Jada Pinkett Smith constructed a special “love nest” for her and Will Smith to allow them to spend intimate time together when their kids were little.
The “Girls Trip” star reveals in her new memoir, “Worthy” (out Tuesday), that both Jaden, now 25, and Willow, now 22, slept with her as children and “continued to do so nightly for some years.”
But once Jaden reached the age of about 6, Jada, 52, realized that Will, 55, had grown tired of their sleeping arrangement.
“To give us our own space, I had even built a separate, beautiful love nest for us two grown-ups in our bedroom, complete with a domed ceiling full of twinkling stars,” she writes. “But over time, the kids hijacked that room as well.”

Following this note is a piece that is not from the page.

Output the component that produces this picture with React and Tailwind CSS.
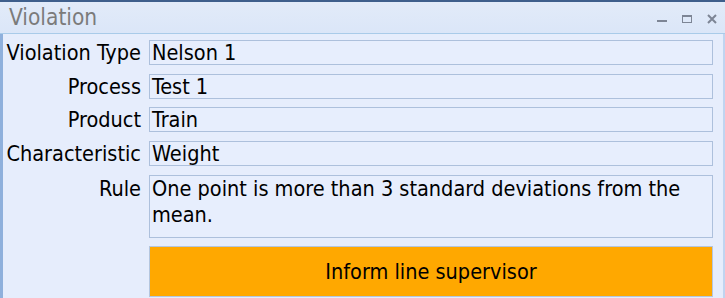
import { useState } from "react";

const fields = [
  { label: "Violation Type", value: "Nelson 1" },
  { label: "Process", value: "Test 1" },
  { label: "Product", value: "Train" },
  { label: "Characteristic", value: "Weight" },
];

const WindowButtons = () => (
  <div className="flex items-center gap-[15px] pr-[8px] pt-[2px]">
    {/* minimize */}
    <svg width="10" height="10" viewBox="0 0 10 10">
      <rect x="0" y="6" width="10" height="2" fill="#7d8595" />
    </svg>
    {/* maximize */}
    <svg width="10" height="10" viewBox="0 0 10 10">
      <rect x="0.5" y="1.5" width="9" height="7" fill="none" stroke="#7d8595" />
      <rect x="0" y="1" width="10" height="2" fill="#7d8595" />
    </svg>
    {/* close */}
    <svg width="10" height="10" viewBox="0 0 10 10">
      <path d="M1 1 L9 9 M9 1 L1 9" stroke="#7d8595" strokeWidth="2" />
    </svg>
  </div>
);

export default function App() {
  const [clicked, setClicked] = useState(false);

  return (
    <div
      className="w-[725px] h-[298px] overflow-hidden flex flex-col bg-[#e6edfc] border-t-2 border-[#3f5f8c] text-black"
      style={{ fontFamily: '"DejaVu Sans Condensed", "DejaVu Sans", sans-serif' }}
    >
      {/* title bar */}
      <div className="h-[32px] flex items-center justify-between pl-[9px] bg-gradient-to-b from-[#e2ebf9] to-[#dbe6f8] border-b border-[#a9cbe9]">
        <span className="text-[22.5px] leading-none text-[#7b7b7b]">Violation</span>
        <WindowButtons />
      </div>

      {/* content */}
      <div className="flex-1 flex border-l-[3px] border-[#8fb0dc]">
        <div className="grid grid-cols-[138px_564px] gap-x-2 gap-y-2 pt-[6px] text-[21.5px]">
          {fields.map((f) => (
            <div key={f.label} className="contents">
              <div className="h-[25px] leading-[25px] text-right whitespace-nowrap">{f.label}</div>
              <div className="h-[25px] leading-[23px] border border-[#adc0dc] bg-[#e7eefd] pl-[2px] whitespace-nowrap">
                {f.value}
              </div>
            </div>
          ))}
          <div className="leading-[26px] pt-[1px] text-right">Rule</div>
          <div className="h-[63px] leading-[26px] border border-[#adc0dc] bg-[#e7eefd] pl-[2px] pr-[20px]">
            One point is more than 3 standard deviations from the mean.
          </div>
          <div />
          <button
            onClick={() => setClicked(!clicked)}
            className="h-[51px] bg-[#ffa800] border border-[#b4c6df] flex items-center justify-center"
          >
            Inform line supervisor
          </button>
        </div>
        <div className="flex-1" />
        <div className="w-[2px] bg-[#c0d4f0]" />
      </div>
    </div>
  );
}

Eventually, with a gentle nudge from the “Men in Black” star, Jaden and Willow began to sleep in their own bedrooms.
The “Red Table Talk” co-host has dropped plenty of truth bombs in her book and on its press tour.
The biggest revelation was that Will and Jada, who married in 1997, have been secretly separated for the past seven years.
The couple attended red carpet events as a family unit and even bought a new estate together, but in 2020, singer August Alsina revealed that he and the actress had conducted an affair, to which he claimed the Oscar-winning actor had consented.
Jada also devotes a chapter in the book to the 2022 Oscars ceremony when Will infamously slapped Chris Rock for making a crack about her alopecia. However, she shares that her husband and the comedian had a fractious relationship for many years before the assault.
“The plot twist here that many people don’t know is there had been decades of disrespect between Will and Chris — starting in the late 1980s, before either of them knew I existed,” she writes, adding that it began with a “big ole misunderstanding that I don’t have enough therapists or lawyers to begin to explain.
“And it just kept festering.”
Jada also discusses her close friendship with slain rapper Tupac Shakur, whom she has called her “soulmate.”
The two met when they were both teens at the Baltimore School for the Arts in Maryland.
They remained close friends until the “Dear Mama” performer was fatally shot and killed in September 1996. He was 25.